Galileo Public Regulated Service (PRS) ist ein verschlüsselter Dienst für Behörden in „sicherheitsempfindlichen“ Anwendungen. Dies könnte militärische Operationen einschließen. Es zielt darauf ab, die Service-Kontinuität für seine Teilnehmer auch in widrigsten Umgebungen zu gewährleisten. Es bietet einen besonders robusten und vollständig verschlüsselten Dienst für Regierungsbenutzer während nationaler Notfälle oder Krisensituationen und wurde von allen Mitgliedstaaten beschlossen.
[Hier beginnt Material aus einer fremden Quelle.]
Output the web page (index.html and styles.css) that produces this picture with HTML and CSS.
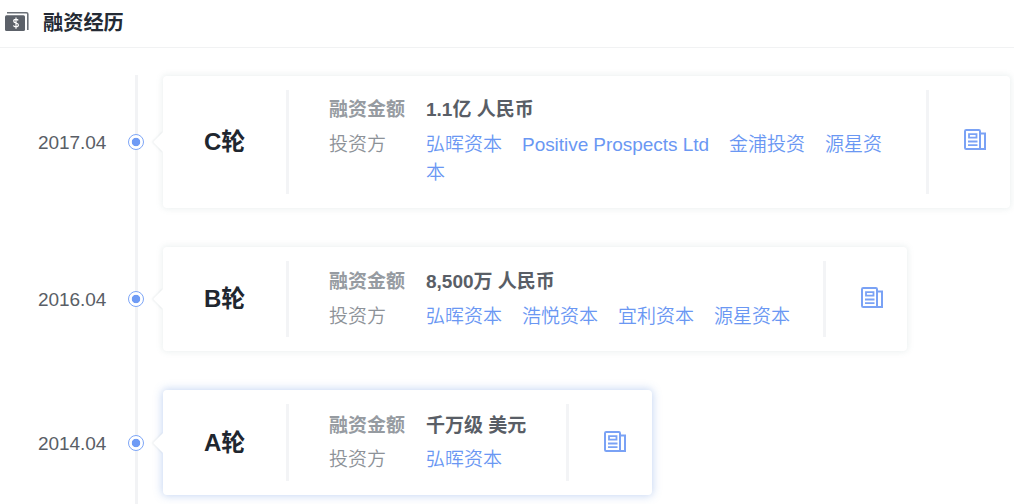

Space weather effects in der oberen Atmosphäre: Dies kann sich auf den Luftverkehr, den Straßenverkehr, die Schifffahrt und andere Aktivitäten auswirken, die von einer präzisen Positionierung abhängen. Galileo soll u.a. helfen, diese Einflüsse präziser vorauszusagen und trotz dieser Einflüsse eine punktgenaue Navigation ermöglichen. Visualisierung © ESA

Beispiele

• Leben retten auf See: Galileo kann weltweit auf allen Handelsschiffen eingesetzt werden, wodurch eine erhöhte Genauigkeit und eine widerstandsfähigere Positionierung für eine sicherere Navigation erreicht wird.
Landung von Flugzeugen: Derzeit nutzen 350 Flughäfen in fast allen EU-Ländern EGNOS, was die Landung bei schwierigen Wetterbedingungen sicherer macht und somit Verzögerungen und Umleitungen vermeidet.
Verkehrssicherheit: Ab April 2018 ist Galileo in jedes in Europa verkaufte Automodell integriert und unterstützt das eCall-Notfallsystem. Ab 2019 wird es in digitale Fahrtenschreiber von Lastkraftwagen integriert, um die Einhaltung der Fahrzeitregelungen sicherzustellen und die Verkehrssicherheit zu verbessern.
Landwirtschaft: 80% der Landwirte, die die Satellitennavigation für die Präzisionslandwirtschaft nutzen, sind EGNOS-Nutzer.

Entwicklung des Programms

Galileo wurde in den 1990er Jahren gegründet, als die Europäische Union die Notwendigkeit eines eigenen unabhängigen globalen Satellitennavigationssystems erkannte. Die ersten beiden Versuchssatelliten wurden in den Jahren 2005 und 2008 in die Erdumlaufbahn gebracht. Zwei operative Satelliten folgten 2011. Galileo ist seit Dezember 2016 in Betrieb und bietet den Endnutzern präzise und sich ständig verbessernde Zeit- und Ortungsdienste. Im Jahr 2016 wurde erstmals die europäische Trägerrakete Ariane-5 eingesetzt, um vier Galileo-Satelliten gleichzeitig zu transportieren.

Weiterführende Links:

30 Jahre ESA-Austria: Zahlen, Daten & Fakten

Österreich, die Weltraumnation: 30 Jahre ESA-Mitgliedschaft

ESA-Direktor Aschbacher: „Erdbeobachtung rettet Menschenleben“

INFObox: Das Bundesministerium für Verkehr, Innovation und Technologie (BMVIT) investiert jährlich rund 70 Millionen Euro in den Weltraumsektor. Unter Einrechnung der EU-Flagschiffprogramme Copernicus, Galileo/EGNOS und H2020 liegt Österreichs Beitrag bei etwa 100 Millionen Euro pro Jahr. Österreich finanziert Programme der ESA mit und ermöglicht österreichischen Betrieben so, sich für Aufträge im Rahmen der ESA-Missionen zu bewerben.